§ **Provided data**:
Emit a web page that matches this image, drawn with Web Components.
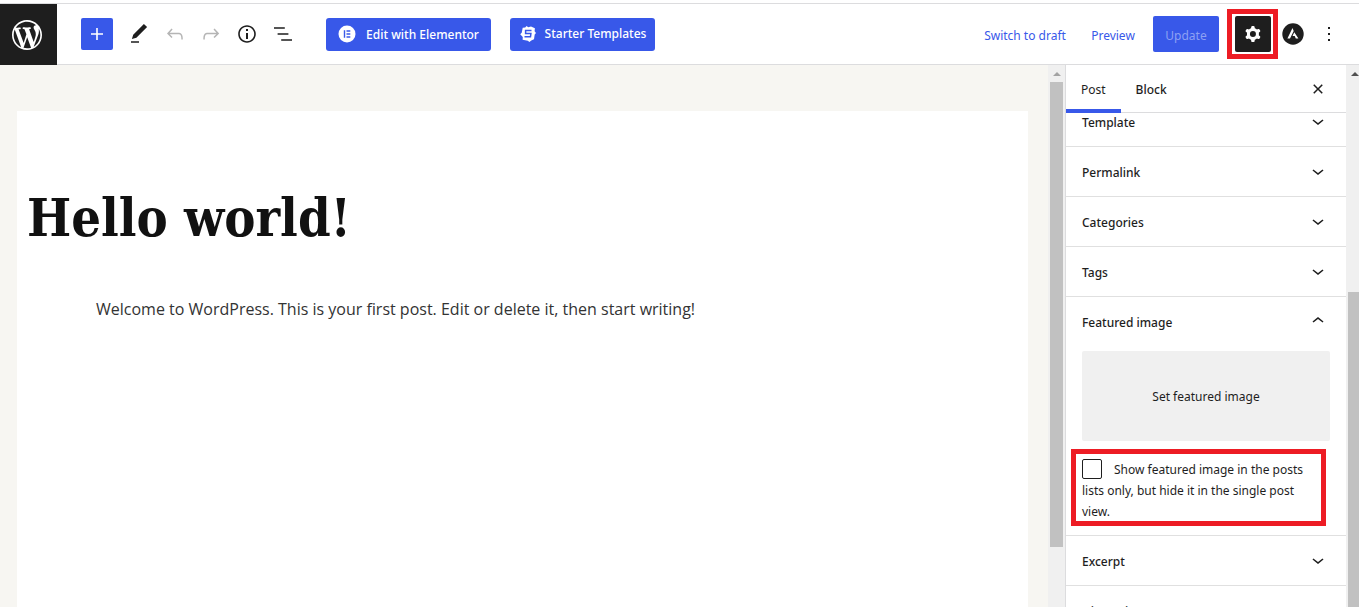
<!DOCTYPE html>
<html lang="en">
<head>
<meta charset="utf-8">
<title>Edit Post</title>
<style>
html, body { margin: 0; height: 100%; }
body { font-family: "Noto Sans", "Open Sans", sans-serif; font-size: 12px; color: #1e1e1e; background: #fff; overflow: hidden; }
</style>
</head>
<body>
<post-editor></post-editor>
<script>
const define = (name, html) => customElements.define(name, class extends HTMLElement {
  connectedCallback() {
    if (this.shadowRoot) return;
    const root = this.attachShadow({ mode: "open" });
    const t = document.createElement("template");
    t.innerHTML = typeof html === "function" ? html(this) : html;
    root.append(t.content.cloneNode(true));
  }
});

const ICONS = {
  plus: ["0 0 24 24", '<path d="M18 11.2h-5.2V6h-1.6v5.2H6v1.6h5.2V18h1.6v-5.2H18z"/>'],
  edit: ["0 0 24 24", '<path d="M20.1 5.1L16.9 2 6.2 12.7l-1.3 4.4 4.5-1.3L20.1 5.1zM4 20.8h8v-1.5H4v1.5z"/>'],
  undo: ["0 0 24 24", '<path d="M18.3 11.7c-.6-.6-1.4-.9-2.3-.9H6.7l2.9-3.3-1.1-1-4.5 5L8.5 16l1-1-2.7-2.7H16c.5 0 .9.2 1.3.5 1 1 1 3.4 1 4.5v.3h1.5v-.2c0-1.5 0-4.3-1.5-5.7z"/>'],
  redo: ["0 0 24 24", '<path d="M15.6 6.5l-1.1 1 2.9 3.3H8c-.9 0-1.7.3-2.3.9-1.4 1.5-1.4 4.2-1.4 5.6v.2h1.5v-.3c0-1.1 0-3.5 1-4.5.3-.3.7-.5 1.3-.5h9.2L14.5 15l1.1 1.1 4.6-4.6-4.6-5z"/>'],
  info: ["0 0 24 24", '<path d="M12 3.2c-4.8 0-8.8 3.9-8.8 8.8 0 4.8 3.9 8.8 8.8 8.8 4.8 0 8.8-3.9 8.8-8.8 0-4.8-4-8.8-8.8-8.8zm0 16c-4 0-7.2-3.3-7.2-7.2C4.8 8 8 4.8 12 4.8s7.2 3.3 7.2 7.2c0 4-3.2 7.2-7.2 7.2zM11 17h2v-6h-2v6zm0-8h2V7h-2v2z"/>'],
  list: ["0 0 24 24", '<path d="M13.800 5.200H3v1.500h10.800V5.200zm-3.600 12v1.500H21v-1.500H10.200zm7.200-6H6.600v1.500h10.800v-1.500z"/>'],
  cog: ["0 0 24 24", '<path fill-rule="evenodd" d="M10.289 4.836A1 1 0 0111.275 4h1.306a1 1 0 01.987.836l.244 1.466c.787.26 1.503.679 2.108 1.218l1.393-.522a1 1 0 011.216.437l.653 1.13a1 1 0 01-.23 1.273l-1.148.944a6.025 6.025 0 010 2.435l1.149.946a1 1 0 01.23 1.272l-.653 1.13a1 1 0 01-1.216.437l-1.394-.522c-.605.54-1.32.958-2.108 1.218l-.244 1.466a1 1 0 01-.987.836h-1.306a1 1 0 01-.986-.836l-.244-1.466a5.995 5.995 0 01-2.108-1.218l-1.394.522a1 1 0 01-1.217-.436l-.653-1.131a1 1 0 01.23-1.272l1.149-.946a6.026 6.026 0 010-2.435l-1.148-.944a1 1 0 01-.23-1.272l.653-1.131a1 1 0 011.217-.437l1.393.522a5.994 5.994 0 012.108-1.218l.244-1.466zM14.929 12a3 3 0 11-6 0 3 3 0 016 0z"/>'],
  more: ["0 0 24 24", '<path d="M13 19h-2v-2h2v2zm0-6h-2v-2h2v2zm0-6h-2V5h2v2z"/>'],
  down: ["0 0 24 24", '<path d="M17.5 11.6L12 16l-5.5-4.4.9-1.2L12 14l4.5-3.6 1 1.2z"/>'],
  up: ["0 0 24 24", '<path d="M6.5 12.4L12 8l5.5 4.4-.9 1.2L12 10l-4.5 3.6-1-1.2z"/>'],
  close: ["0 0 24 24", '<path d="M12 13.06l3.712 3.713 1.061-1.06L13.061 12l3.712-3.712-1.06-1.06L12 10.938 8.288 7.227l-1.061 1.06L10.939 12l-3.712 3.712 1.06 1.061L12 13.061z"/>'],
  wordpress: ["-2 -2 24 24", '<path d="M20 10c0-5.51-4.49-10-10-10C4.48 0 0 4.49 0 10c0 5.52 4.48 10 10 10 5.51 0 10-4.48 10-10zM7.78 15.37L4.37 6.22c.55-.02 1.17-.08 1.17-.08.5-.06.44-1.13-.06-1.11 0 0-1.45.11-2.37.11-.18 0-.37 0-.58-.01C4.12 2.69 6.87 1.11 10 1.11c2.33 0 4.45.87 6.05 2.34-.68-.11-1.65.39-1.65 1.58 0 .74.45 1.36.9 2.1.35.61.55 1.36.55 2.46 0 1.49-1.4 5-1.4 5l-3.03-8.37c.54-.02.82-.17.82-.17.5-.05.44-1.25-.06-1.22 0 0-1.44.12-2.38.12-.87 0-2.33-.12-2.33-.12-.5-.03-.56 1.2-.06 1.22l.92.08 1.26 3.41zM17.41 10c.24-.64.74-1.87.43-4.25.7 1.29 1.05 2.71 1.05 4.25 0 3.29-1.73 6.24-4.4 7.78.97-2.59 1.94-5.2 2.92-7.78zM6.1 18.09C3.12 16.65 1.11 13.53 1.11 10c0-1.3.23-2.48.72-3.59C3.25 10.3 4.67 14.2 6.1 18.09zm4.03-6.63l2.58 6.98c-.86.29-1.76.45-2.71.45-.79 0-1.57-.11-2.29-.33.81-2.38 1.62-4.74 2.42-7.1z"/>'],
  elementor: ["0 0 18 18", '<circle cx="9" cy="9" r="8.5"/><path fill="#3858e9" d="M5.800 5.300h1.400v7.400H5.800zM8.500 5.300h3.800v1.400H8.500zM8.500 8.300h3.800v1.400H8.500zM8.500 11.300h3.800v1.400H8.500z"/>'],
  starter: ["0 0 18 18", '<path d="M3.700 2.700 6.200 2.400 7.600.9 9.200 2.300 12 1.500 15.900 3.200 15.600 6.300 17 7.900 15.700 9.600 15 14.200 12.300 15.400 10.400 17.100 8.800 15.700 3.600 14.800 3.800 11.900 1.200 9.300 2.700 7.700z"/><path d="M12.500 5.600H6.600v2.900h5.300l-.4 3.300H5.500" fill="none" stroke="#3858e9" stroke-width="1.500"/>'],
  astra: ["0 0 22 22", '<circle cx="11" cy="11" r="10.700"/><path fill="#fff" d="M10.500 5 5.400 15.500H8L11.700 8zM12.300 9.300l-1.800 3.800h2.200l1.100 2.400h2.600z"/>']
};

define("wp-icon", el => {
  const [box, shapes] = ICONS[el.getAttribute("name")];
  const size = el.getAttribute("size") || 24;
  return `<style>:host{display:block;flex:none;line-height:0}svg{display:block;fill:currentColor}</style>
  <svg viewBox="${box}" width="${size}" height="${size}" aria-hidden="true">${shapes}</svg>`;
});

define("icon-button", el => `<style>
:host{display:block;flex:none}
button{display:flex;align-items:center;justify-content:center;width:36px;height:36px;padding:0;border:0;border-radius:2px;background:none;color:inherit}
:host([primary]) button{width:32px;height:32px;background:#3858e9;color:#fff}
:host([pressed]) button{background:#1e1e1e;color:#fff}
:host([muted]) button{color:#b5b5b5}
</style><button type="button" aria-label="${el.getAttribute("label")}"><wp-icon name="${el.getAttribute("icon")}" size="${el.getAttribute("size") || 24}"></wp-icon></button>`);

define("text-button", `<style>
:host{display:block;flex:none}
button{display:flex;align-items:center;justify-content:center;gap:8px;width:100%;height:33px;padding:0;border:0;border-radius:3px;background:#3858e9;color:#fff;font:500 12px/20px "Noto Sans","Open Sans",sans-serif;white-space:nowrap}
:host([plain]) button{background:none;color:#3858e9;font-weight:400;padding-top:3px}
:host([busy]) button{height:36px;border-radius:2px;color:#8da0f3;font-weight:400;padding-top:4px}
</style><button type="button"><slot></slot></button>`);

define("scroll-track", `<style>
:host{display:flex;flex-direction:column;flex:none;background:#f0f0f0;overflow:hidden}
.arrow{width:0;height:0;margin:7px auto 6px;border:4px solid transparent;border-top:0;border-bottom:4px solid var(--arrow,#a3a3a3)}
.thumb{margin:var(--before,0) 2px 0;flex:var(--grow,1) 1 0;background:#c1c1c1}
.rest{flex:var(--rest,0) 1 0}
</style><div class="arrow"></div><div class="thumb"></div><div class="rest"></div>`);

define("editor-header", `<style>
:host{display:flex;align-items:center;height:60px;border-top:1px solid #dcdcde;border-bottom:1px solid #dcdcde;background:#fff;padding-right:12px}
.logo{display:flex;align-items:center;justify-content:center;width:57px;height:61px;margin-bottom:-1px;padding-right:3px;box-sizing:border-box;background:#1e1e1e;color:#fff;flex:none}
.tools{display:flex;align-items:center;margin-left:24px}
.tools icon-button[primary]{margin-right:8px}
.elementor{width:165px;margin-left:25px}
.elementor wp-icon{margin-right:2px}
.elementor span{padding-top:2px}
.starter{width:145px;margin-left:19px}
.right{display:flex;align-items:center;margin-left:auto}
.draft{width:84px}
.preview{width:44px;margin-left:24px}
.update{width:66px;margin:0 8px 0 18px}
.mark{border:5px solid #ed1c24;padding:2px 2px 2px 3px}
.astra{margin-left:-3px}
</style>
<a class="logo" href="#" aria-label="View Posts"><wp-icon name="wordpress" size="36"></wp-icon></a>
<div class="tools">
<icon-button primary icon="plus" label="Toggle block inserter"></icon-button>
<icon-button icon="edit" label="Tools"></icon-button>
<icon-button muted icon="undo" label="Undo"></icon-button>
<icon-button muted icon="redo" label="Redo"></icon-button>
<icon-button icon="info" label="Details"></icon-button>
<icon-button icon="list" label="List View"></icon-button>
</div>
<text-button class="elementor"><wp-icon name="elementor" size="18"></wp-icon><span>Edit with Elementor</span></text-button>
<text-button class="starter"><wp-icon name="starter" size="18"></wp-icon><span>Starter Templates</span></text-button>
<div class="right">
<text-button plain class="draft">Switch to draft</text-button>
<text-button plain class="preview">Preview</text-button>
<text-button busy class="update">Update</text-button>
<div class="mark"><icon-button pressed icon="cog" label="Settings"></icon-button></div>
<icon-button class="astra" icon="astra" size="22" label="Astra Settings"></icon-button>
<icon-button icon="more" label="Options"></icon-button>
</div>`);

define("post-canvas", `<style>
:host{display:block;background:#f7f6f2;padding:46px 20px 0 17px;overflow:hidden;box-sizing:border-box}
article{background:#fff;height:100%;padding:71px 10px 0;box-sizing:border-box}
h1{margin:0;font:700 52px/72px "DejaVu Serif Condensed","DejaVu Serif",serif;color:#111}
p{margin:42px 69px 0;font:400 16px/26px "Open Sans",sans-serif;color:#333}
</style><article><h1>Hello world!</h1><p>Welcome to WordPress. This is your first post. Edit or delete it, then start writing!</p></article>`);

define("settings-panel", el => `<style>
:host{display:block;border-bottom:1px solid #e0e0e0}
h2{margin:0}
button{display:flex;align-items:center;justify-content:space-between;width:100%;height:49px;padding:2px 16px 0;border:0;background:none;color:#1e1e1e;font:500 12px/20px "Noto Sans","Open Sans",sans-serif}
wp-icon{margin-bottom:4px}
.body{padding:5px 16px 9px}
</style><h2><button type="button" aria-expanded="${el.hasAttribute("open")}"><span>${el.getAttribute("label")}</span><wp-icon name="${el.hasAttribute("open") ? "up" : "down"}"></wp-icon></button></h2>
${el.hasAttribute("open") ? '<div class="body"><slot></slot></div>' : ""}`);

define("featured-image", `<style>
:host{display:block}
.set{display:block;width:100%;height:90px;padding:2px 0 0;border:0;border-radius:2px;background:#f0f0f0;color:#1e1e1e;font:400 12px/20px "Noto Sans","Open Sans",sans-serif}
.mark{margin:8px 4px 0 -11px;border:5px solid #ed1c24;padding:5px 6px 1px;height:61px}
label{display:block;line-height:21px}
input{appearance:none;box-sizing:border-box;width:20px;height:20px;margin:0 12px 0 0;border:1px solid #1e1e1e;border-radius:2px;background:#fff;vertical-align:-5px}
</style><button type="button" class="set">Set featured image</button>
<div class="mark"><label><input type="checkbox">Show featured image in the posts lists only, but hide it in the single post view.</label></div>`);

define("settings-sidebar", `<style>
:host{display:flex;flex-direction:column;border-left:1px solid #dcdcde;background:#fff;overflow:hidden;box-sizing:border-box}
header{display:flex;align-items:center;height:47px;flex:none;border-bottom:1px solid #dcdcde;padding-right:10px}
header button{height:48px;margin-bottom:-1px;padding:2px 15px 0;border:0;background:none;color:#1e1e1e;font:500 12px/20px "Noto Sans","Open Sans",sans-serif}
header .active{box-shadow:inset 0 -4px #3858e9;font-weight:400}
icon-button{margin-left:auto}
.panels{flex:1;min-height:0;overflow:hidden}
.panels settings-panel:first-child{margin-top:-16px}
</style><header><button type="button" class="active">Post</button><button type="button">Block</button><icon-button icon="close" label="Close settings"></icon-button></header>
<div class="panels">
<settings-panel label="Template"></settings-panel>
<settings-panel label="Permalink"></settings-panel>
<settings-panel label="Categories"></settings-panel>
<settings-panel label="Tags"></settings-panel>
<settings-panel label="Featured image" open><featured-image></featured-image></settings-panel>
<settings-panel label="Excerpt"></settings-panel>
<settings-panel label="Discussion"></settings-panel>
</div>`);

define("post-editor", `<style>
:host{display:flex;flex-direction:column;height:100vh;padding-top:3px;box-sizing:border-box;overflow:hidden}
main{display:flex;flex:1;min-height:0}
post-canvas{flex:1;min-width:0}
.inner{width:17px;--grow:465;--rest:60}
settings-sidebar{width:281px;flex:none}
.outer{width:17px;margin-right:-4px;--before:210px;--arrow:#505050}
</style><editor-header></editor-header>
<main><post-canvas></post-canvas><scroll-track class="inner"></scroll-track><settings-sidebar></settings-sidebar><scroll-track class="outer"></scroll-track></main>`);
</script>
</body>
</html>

§ **Exercise goal**: Check each line above for the string "with", then copy the ones that have it.

§ **Output of the task**:
Emit a web page that matches this image, drawn with Web Components.
<text-button class="elementor"><wp-icon name="elementor" size="18"></wp-icon><span>Edit with Elementor</span></text-button>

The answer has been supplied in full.